■ **Dataset section**:
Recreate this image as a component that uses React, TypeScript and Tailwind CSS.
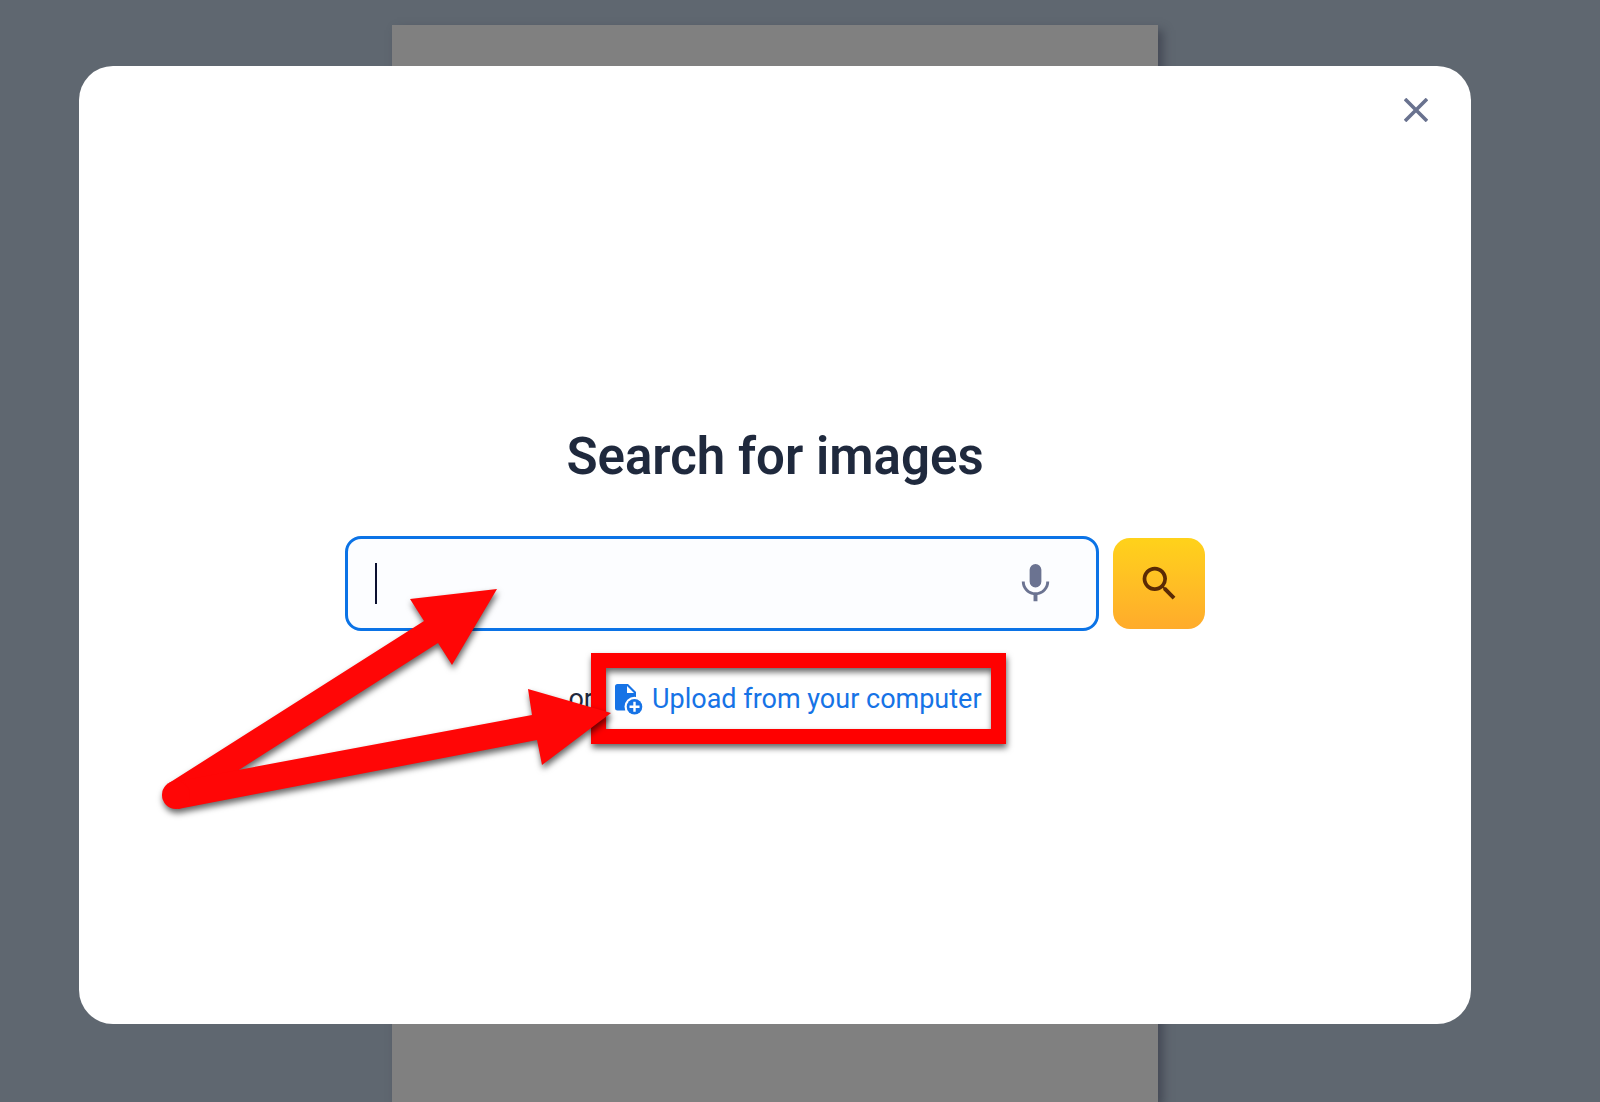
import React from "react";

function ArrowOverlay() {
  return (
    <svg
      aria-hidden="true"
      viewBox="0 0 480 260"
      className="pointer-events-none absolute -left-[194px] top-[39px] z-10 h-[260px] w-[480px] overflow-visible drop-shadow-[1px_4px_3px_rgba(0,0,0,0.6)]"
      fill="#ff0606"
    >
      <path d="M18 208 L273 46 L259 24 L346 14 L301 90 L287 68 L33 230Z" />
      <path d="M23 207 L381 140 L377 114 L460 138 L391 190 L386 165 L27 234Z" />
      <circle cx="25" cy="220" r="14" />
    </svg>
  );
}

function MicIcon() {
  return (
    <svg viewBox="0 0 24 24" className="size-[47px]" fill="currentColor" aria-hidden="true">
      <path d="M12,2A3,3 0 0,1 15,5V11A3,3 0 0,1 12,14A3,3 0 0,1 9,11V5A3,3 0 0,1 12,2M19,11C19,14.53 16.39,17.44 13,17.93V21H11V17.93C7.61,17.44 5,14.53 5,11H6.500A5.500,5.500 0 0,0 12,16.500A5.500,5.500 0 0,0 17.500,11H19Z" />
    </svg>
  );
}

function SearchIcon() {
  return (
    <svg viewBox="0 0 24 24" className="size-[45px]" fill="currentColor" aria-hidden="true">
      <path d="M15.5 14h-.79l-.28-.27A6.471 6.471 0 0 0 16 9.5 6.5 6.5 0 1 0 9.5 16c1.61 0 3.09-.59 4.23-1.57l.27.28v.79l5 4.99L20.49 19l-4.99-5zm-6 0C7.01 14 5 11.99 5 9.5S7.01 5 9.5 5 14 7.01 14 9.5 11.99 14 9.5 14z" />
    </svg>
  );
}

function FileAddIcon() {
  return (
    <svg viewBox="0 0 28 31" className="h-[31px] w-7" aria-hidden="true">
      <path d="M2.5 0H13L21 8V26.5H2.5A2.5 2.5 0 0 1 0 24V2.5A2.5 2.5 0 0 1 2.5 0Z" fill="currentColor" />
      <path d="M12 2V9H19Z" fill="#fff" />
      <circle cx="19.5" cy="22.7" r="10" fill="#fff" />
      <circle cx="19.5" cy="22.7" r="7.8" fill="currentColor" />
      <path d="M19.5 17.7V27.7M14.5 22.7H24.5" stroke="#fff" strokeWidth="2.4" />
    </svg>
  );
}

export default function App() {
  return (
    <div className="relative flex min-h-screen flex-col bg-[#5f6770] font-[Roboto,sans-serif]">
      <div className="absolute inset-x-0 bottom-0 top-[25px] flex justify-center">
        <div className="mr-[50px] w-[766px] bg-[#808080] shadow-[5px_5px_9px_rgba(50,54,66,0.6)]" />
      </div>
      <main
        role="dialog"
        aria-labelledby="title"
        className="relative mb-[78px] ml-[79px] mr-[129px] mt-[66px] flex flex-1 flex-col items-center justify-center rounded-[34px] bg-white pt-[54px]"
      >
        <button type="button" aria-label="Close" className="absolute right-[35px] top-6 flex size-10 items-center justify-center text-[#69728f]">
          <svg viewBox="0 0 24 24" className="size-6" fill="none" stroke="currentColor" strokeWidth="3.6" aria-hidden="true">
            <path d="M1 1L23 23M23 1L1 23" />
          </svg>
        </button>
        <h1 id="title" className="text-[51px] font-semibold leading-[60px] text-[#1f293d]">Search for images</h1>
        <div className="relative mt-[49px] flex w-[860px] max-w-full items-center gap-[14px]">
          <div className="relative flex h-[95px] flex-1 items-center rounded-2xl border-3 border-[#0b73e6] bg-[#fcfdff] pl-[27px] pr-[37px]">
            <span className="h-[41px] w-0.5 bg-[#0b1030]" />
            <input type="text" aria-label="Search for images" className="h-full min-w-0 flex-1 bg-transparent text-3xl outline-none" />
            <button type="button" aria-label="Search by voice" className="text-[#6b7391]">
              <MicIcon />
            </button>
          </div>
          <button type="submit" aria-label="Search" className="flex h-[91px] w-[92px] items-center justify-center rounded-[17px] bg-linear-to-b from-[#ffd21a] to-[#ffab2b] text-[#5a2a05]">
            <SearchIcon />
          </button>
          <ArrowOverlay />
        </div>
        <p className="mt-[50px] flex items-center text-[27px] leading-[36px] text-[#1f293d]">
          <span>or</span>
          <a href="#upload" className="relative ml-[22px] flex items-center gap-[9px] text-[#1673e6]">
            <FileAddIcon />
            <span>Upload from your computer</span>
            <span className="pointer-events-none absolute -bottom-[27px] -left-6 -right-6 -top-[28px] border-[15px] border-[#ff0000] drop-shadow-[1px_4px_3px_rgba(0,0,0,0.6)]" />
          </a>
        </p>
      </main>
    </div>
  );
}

■ **Given exercise**: Retype everything in the material word for word, minus pictures.

■ **The completed task**:
Recreate this image as a component that uses React, TypeScript and Tailwind CSS.
import React from "react";

function ArrowOverlay() {
  return (
    <svg
      aria-hidden="true"
      viewBox="0 0 480 260"
      className="pointer-events-none absolute -left-[194px] top-[39px] z-10 h-[260px] w-[480px] overflow-visible drop-shadow-[1px_4px_3px_rgba(0,0,0,0.6)]"
      fill="#ff0606"
    >
      <path d="M18 208 L273 46 L259 24 L346 14 L301 90 L287 68 L33 230Z" />
      <path d="M23 207 L381 140 L377 114 L460 138 L391 190 L386 165 L27 234Z" />
      <circle cx="25" cy="220" r="14" />
    </svg>
  );
}

function MicIcon() {
  return (
    <svg viewBox="0 0 24 24" className="size-[47px]" fill="currentColor" aria-hidden="true">
      <path d="M12,2A3,3 0 0,1 15,5V11A3,3 0 0,1 12,14A3,3 0 0,1 9,11V5A3,3 0 0,1 12,2M19,11C19,14.53 16.39,17.44 13,17.93V21H11V17.93C7.61,17.44 5,14.53 5,11H6.500A5.500,5.500 0 0,0 12,16.500A5.500,5.500 0 0,0 17.500,11H19Z" />
    </svg>
  );
}

function SearchIcon() {
  return (
    <svg viewBox="0 0 24 24" className="size-[45px]" fill="currentColor" aria-hidden="true">
      <path d="M15.5 14h-.79l-.28-.27A6.471 6.471 0 0 0 16 9.5 6.5 6.5 0 1 0 9.5 16c1.61 0 3.09-.59 4.23-1.57l.27.28v.79l5 4.99L20.49 19l-4.99-5zm-6 0C7.01 14 5 11.99 5 9.5S7.01 5 9.5 5 14 7.01 14 9.5 11.99 14 9.5 14z" />
    </svg>
  );
}

function FileAddIcon() {
  return (
    <svg viewBox="0 0 28 31" className="h-[31px] w-7" aria-hidden="true">
      <path d="M2.5 0H13L21 8V26.5H2.5A2.5 2.5 0 0 1 0 24V2.5A2.5 2.5 0 0 1 2.5 0Z" fill="currentColor" />
      <path d="M12 2V9H19Z" fill="#fff" />
      <circle cx="19.5" cy="22.7" r="10" fill="#fff" />
      <circle cx="19.5" cy="22.7" r="7.8" fill="currentColor" />
      <path d="M19.5 17.7V27.7M14.5 22.7H24.5" stroke="#fff" strokeWidth="2.4" />
    </svg>
  );
}

export default function App() {
  return (
    <div className="relative flex min-h-screen flex-col bg-[#5f6770] font-[Roboto,sans-serif]">
      <div className="absolute inset-x-0 bottom-0 top-[25px] flex justify-center">
        <div className="mr-[50px] w-[766px] bg-[#808080] shadow-[5px_5px_9px_rgba(50,54,66,0.6)]" />
      </div>
      <main
        role="dialog"
        aria-labelledby="title"
        className="relative mb-[78px] ml-[79px] mr-[129px] mt-[66px] flex flex-1 flex-col items-center justify-center rounded-[34px] bg-white pt-[54px]"
      >
        <button type="button" aria-label="Close" className="absolute right-[35px] top-6 flex size-10 items-center justify-center text-[#69728f]">
          <svg viewBox="0 0 24 24" className="size-6" fill="none" stroke="currentColor" strokeWidth="3.6" aria-hidden="true">
            <path d="M1 1L23 23M23 1L1 23" />
          </svg>
        </button>
        <h1 id="title" className="text-[51px] font-semibold leading-[60px] text-[#1f293d]">Search for images</h1>
        <div className="relative mt-[49px] flex w-[860px] max-w-full items-center gap-[14px]">
          <div className="relative flex h-[95px] flex-1 items-center rounded-2xl border-3 border-[#0b73e6] bg-[#fcfdff] pl-[27px] pr-[37px]">
            <span className="h-[41px] w-0.5 bg-[#0b1030]" />
            <input type="text" aria-label="Search for images" className="h-full min-w-0 flex-1 bg-transparent text-3xl outline-none" />
            <button type="button" aria-label="Search by voice" className="text-[#6b7391]">
              <MicIcon />
            </button>
          </div>
          <button type="submit" aria-label="Search" className="flex h-[91px] w-[92px] items-center justify-center rounded-[17px] bg-linear-to-b from-[#ffd21a] to-[#ffab2b] text-[#5a2a05]">
            <SearchIcon />
          </button>
          <ArrowOverlay />
        </div>
        <p className="mt-[50px] flex items-center text-[27px] leading-[36px] text-[#1f293d]">
          <span>or</span>
          <a href="#upload" className="relative ml-[22px] flex items-center gap-[9px] text-[#1673e6]">
            <FileAddIcon />
            <span>Upload from your computer</span>
            <span className="pointer-events-none absolute -bottom-[27px] -left-6 -right-6 -top-[28px] border-[15px] border-[#ff0000] drop-shadow-[1px_4px_3px_rgba(0,0,0,0.6)]" />
          </a>
        </p>
      </main>
    </div>
  );
}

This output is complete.